>> Start DATA LINES

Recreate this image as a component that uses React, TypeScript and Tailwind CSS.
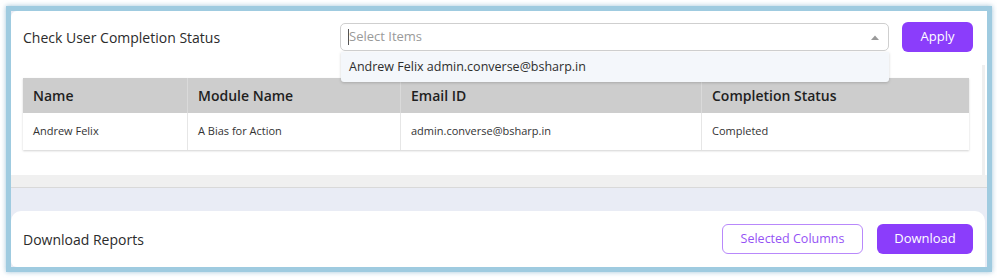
import React from 'react';

const columns = [
  { label: 'Name', width: 'w-[164px]' },
  { label: 'Module Name', width: 'w-[213px]' },
  { label: 'Email ID', width: 'w-[301px]' },
  { label: 'Completion Status', width: 'flex-1' },
];

const row = ['Andrew Felix', 'A Bias for Action', 'admin.converse@bsharp.in', 'Completed'];

const App: React.FC = () => {
  return (
    <div className="w-[997px] h-[278px] bg-white pt-[6px] pl-[6px] font-['Open_Sans',sans-serif] text-[#333]">
      <div className="w-[986px] h-[266px] border-[5px] border-[#9fcbe0] bg-[#e9ecf5] shadow-[0_0_5px_rgba(120,170,200,0.7)] flex flex-col overflow-hidden">
        {/* top card */}
        <div className="relative bg-white rounded-tl-[6px] h-[177px] flex flex-col border-b border-[#d9d9d9]">
          <div className="flex flex-1">
            <div className="flex-1 flex flex-col pl-[12px] pt-[11px]">
              <div className="flex items-center h-[30px]">
                <h2 className="w-[317px] text-[14px] text-[#2b2b2b]">Check User Completion Status</h2>
                <div className="relative w-[549px] h-[28px]">
                  <div className="h-full border border-[#cfcfcf] rounded-[5px] flex items-center pl-[7px] pr-[9px]">
                    <span className="w-px h-[16px] bg-[#555]"></span>
                    <span className="text-[13px] text-[#9a9a9a] flex-1">Select Items</span>
                    <svg width="8" height="5" viewBox="0 0 8 5">
                      <path d="M0 5 L4 0.5 L8 5 Z" fill="#9a9a9a" />
                    </svg>
                  </div>
                  <div className="absolute left-px right-0 top-[29px] h-[30px] bg-[#f4f7fb] rounded-b-[3px] shadow-[0_1px_3px_rgba(0,0,0,0.18)] flex items-center pl-[8px] text-[12.5px] text-[#2e2e2e] z-10">
                    Andrew Felix admin.converse@bsharp.in
                  </div>
                </div>
                <button className="ml-[13px] w-[71px] h-[30px] rounded-[6px] bg-[#8b3dfb] text-white text-[13px]">Apply</button>
              </div>
              <div className="mt-[26px] w-[946px] shadow-[0_1px_2px_rgba(0,0,0,0.18)]">
                <div className="flex h-[35px] bg-[#cdcdcd]">
                  {columns.map((c, i) => (
                    <div
                      key={c.label}
                      className={`${c.width} flex items-center pl-[10px] text-[14px] font-semibold text-[#1f1f1f] ${i > 0 ? 'border-l border-[#dadada]' : ''}`}
                    >
                      {c.label}
                    </div>
                  ))}
                </div>
                <div className="flex h-[37px] bg-white">
                  {row.map((v, i) => (
                    <div
                      key={i}
                      className={`${columns[i].width} flex items-center pl-[10px] text-[11px] text-[#333] ${i > 0 ? 'border-l border-[#e6e6e6]' : ''}`}
                    >
                      {v}
                    </div>
                  ))}
                </div>
              </div>
            </div>
            <div className="w-[3px] mt-[54px] bg-[#efefef] mr-[2px]"></div>
          </div>
          <div className="h-[12px] bg-[#f0f0f0]"></div>
        </div>
        {/* bottom card */}
        <div className="mt-[23px] mr-[2px] h-[56px] bg-white rounded-t-[10px] rounded-bl-[6px] flex items-center pl-[12px] pr-[12px]">
          <h2 className="flex-1 text-[14px] text-[#2b2b2b]">Download Reports</h2>
          <button className="w-[141px] h-[30px] rounded-[6px] border border-[#b888fb] text-[#9552f5] text-[12.5px] bg-white">Selected Columns</button>
          <button className="ml-[14px] w-[96px] h-[30px] rounded-[6px] bg-[#8b3dfb] text-white text-[13px]">Download</button>
        </div>
      </div>
    </div>
  );
};

export default App;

>> End DATA LINES

[EXERCISE DIRECTIONS]
Please repeat exactly the data above from its first line to the line that contains "const row = ['Andrew", inclusive, and leave every picture out.

[EXERCISE RESULT]
Recreate this image as a component that uses React, TypeScript and Tailwind CSS.
import React from 'react';

const columns = [
  { label: 'Name', width: 'w-[164px]' },
  { label: 'Module Name', width: 'w-[213px]' },
  { label: 'Email ID', width: 'w-[301px]' },
  { label: 'Completion Status', width: 'flex-1' },
];

const row = ['Andrew Felix', 'A Bias for Action', 'admin.converse@bsharp.in', 'Completed'];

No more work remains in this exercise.